客層であったり、予算であったり、お店のコンセプトであったり、色んな理由はあると思うけれど、お店が行うサービス、行なわないサービスには、行われている、もしくは行なわれていない理由が必ずある。
それを「どうしてやらないんですか」って聞かれたら、答えられる理由なら回答することは出来ると思うけど、出来ないこと・やらないと決めていることに対して「やれよ!」と怒られてもどうしようもない。

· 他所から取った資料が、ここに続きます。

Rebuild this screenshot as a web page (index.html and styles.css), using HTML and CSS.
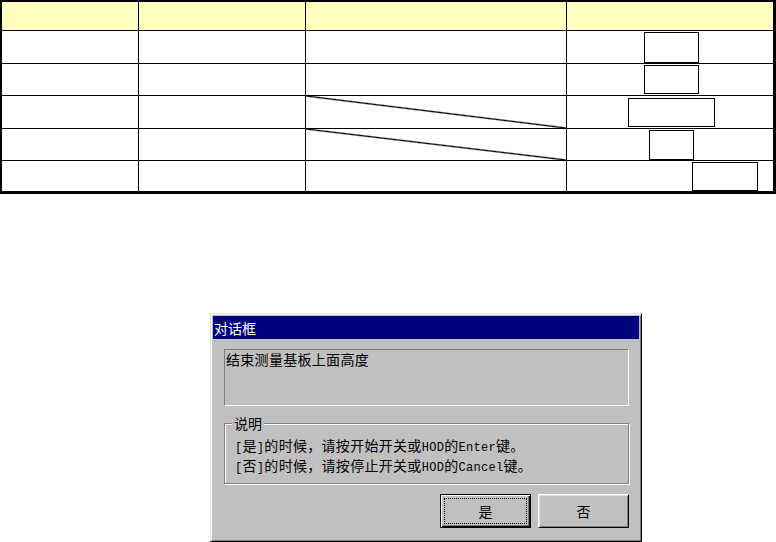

「こうしてもらえたら嬉しい」という未来への要望に対して、検討したり、現サービスを改善したりすることはあるかもしれないけど、「何故今やっていないんだ?!」と怒られると困る。
その店はそういうルールでやっているからだ。
アメリカの友達の家に行って、玄関から上がらせてもらう時に、その友達が靴を履いたまま家の中に入っていったとして「なんで靴を脱がないんだ!!!!」ってキレたりしないと思う。
それは、そこのルールがあることを分かっているからじゃないかと思うのだけれど、お店を利用する際も、同じようなことだと思えば、、、どうですか。
怒ることではないと思うんだ。
レジ袋の有料化に便乗して、紙袋も有料にしているお店が多いけど、「なんで有料なんだ!!!!」ってキレても仕方なくありませんか?
なんでって言われても、ウチは有料でやろうって決まったからですぅ……ってなるしかない。
それが嫌で別のお店に行くこともあるでしょう。
お店もそれじゃ困るから、出来る限りのサービスをしようと頑張る。
そう。お店側も精一杯お客様のために頑張らざるを得ない。それが商売に繋がるから。それでも行わないサービスがあるのなら、それは出来ない、もしくはやらない、と判断したものだからだと思いませんか。
店員さんは人間だし、お客様も人間だし、人間の気持ち、全く分からないってことないと思う。ううん、中にはそういう人もいるかもしれないけど。
お店側は明らかに利用客に歩み寄ろうと努力しているはずだから、どうかお客様もそれを考えた上でご意見を伝えてほしい。
もちろん誰もが上手に接客できるわけじゃないし、ミスもあると思うから、言うべきことは言っていいと思う。
今回の『鬼滅の刃 外伝』の取り置きに関して言えば、予約の際に「外伝も同時に発売されますが、こちらはよろしいですか?」って聞くことが出来たかもしれない。
でも、それだって、「外伝どうされますか?」ってお客様全員に平等に出来ない可能性もある。
入荷数が未定だったり、小さいお店なら取り置きする場所がそもそもほとんどなくてレジの中が大変なことになるかもしれない。
お店によっては取り置きよりも、たまたま通って買っていくいつもの常連さんのために出来るだけ予約はしないで店頭に来てくれた人に売りたいかもしれない。
最終巻を予約した方全員に行き渡る在庫がないから、こちらは予約なしにしようって思うお店もあったかもしれない。
お客様に平等にできないサービスはやめようって思ったお店もあったかもしれない。
「あの人は予約できたって言ってましたけど!!!」
みたいなご意見が予想されるもの。
お店ごとにやり方や考え方や売る形はあって、やっぱりそれはお客様にどう言われようと変えられない部分はあると思う。
要望に応えられるタイミング、状況、色々あると思う。
長くなってしまった。
すいません。
どうか、お客さんと店員さん、双方が笑えるお店が増えますように。
遠くから願う事しかできない自分をお許しください。
本屋さんが素敵な場所だって、お客さんも店員さんも思えますように。
本屋好きはそんなことを願っています。